Closing Lecture 2014

Leibzentrierte Sinnkonstitution. Zur Relevanz der phänomenologischen Lebensweltanalyse für die qualitative Forschung

Prof. Dr. Thomas S. Eberle

Universität St. Gallen, School of Humanities and Social Sciences

Angesichts der kontinuierlichen Ausdifferenzierung der qualitativen Forschung in verschiedene Ansätze und Schulen kann man sich in einem Vortrag entweder um einen Überblick bemühen oder darauf, das Erkenntnispotenzial eines bestimmten Ansatzes darzustellen. Die Phänomenologie erhebt zwar einen erkenntnistheoretischen Anspruch, doch wird hier kein Überlegenheitsanspruch gegenüber anderen Ansätzen postuliert. Es soll vielmehr dargelegt werden, welchen methodologischen Beitrag eine Analyse der leibzentrierten subjektiven Sinnkonstitution leisten kann. Die Plattform liefert Max Webers Diktum, dass Soziologie den subjektiven Sinn sozialen Handelns verstehen soll. Ziel der Phänomenologie ist es, die subjektive Sinnkonstitution auf einer vorsprachlichen Ebene zu analysieren, also dort wo sich sinnliche und sinnhafte Wahrnehmung miteinander verquicken. Eine phänomenologische Einstellung fördert die „Awareness“, das Wahrnehmen nicht nur von visuellen, auditiven, olfaktorischen, haptischen und gustatorischen Empfindungen, sondern auch von Stimmungen und Gefühlen. Und sie schärft den Blick für das, was der Wahrnehmung „wirklich“ gegeben ist. Dies schützt erstens vor vorschnellen sprachlichen Kategorisierungen und Reifikationen, gibt zweitens Webers methodologischem Postulat der Sinnadäquanz prägnanteren Gehalt und schärft drittens die Beobachtungsgabe: Ohne Phänomenologie wäre die Ethnomethodologie kaum denkbar gewesen.

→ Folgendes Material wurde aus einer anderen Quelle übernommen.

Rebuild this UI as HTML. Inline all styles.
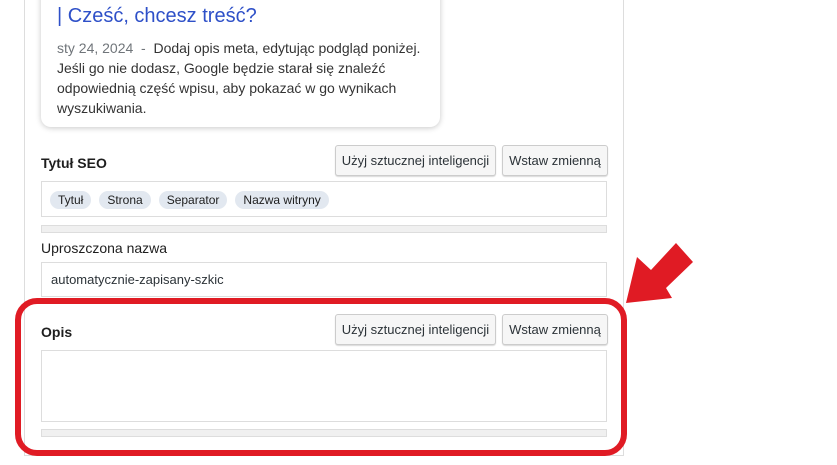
<!DOCTYPE html>
<html><head><meta charset="utf-8"><style>
body{margin:0;width:837px;height:465px;background:#fff;position:relative;overflow:hidden;font-family:"Liberation Sans",sans-serif;}
.a{position:absolute}
.panel{left:24px;top:-2px;width:598px;height:457px;border-left:1px solid #ddd;border-right:1px solid #ddd;border-bottom:1px solid #ddd;}
.card{left:41px;top:-20px;width:399px;height:147px;border-radius:10px;box-shadow:0 1px 6px rgba(0,0,0,.22);background:#fff}
.lbl{font-size:14px;font-weight:bold;color:#1e1e1e}
.btn{height:29px;border:1px solid #ccc;border-radius:3px;background:#f6f6f6;box-shadow:0 1px 1px rgba(0,0,0,.15);font-size:13px;color:#2c3338;line-height:29px;text-align:center}
.box{border:1px solid #ddd;background:#fff}
.bar{height:6px;border:1px solid #ddd;background:#f0f0f0}
.chip{display:inline-block;background:#e2e8f0;border-radius:10px;padding:0 8px;height:18px;line-height:18px;font-size:12px;color:#1e1e1e;margin-right:8px}
</style></head><body>
<div class="a panel"></div>
<div class="a card"></div>
<div class="a" style="left:57px;top:5px;font-size:20px;color:#2e50c8">| Cześć, chcesz treść?</div>
<div class="a" style="left:57px;top:38px;width:380px;font-size:14px;line-height:20px;color:#333"><span style="color:#70757a">sty 24, 2024 &nbsp;- </span>&nbsp;Dodaj opis meta, edytując podgląd poniżej. Jeśli go nie dodasz, Google będzie starał się znaleźć odpowiednią część wpisu, aby pokazać w go wynikach wyszukiwania.</div>

<div class="a lbl" style="left:41px;top:155px">Tytuł SEO</div>
<div class="a btn" style="left:335px;top:145px;width:159px">Użyj sztucznej inteligencji</div>
<div class="a btn" style="left:502px;top:145px;width:104px">Wstaw zmienną</div>
<div class="a box" style="left:41px;top:181px;width:564px;height:34px"><div style="padding:9px 0 0 8px"><span class="chip">Tytuł</span><span class="chip">Strona</span><span class="chip">Separator</span><span class="chip">Nazwa witryny</span></div></div>
<div class="a bar" style="left:41px;top:225px;width:564px"></div>

<div class="a lbl" style="left:41px;top:240px;font-weight:normal;color:#1e1e1e">Uproszczona nazwa</div>
<div class="a box" style="left:41px;top:262px;font-size:13px;color:#2c3338;line-height:33px;padding-left:9px;box-sizing:border-box;width:566px;height:35px">automatycznie-zapisany-szkic</div>

<div class="a lbl" style="left:41px;top:324px">Opis</div>
<div class="a btn" style="left:335px;top:314px;width:159px">Użyj sztucznej inteligencji</div>
<div class="a btn" style="left:502px;top:314px;width:104px">Wstaw zmienną</div>
<div class="a box" style="left:41px;top:350px;width:564px;height:70px"></div>
<div class="a bar" style="left:41px;top:429px;width:564px"></div>

<div class="a" style="left:15px;top:298px;width:600px;height:146px;border:6px solid #e01b24;border-radius:22px"></div>
<svg class="a" style="left:0;top:0" width="837" height="465"><polygon points="626,303 637,257 651,270 676,243 693,262 666,288 672,298" fill="#e01b24"/></svg>
</body></html>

Während in der deutschen Soziologie lange die Ansicht dominierte, die Lebensweltanalyse lediglich als Protosoziologie zu verstehen, versuchen neuere Ansätze, sie viel direkter mit qualitativer Forschung zu verbinden. Beispiele dafür sind die lebensweltliche Ethnografie, die Ethnophänomenologie sowie die phänomenologische Hermeneutik.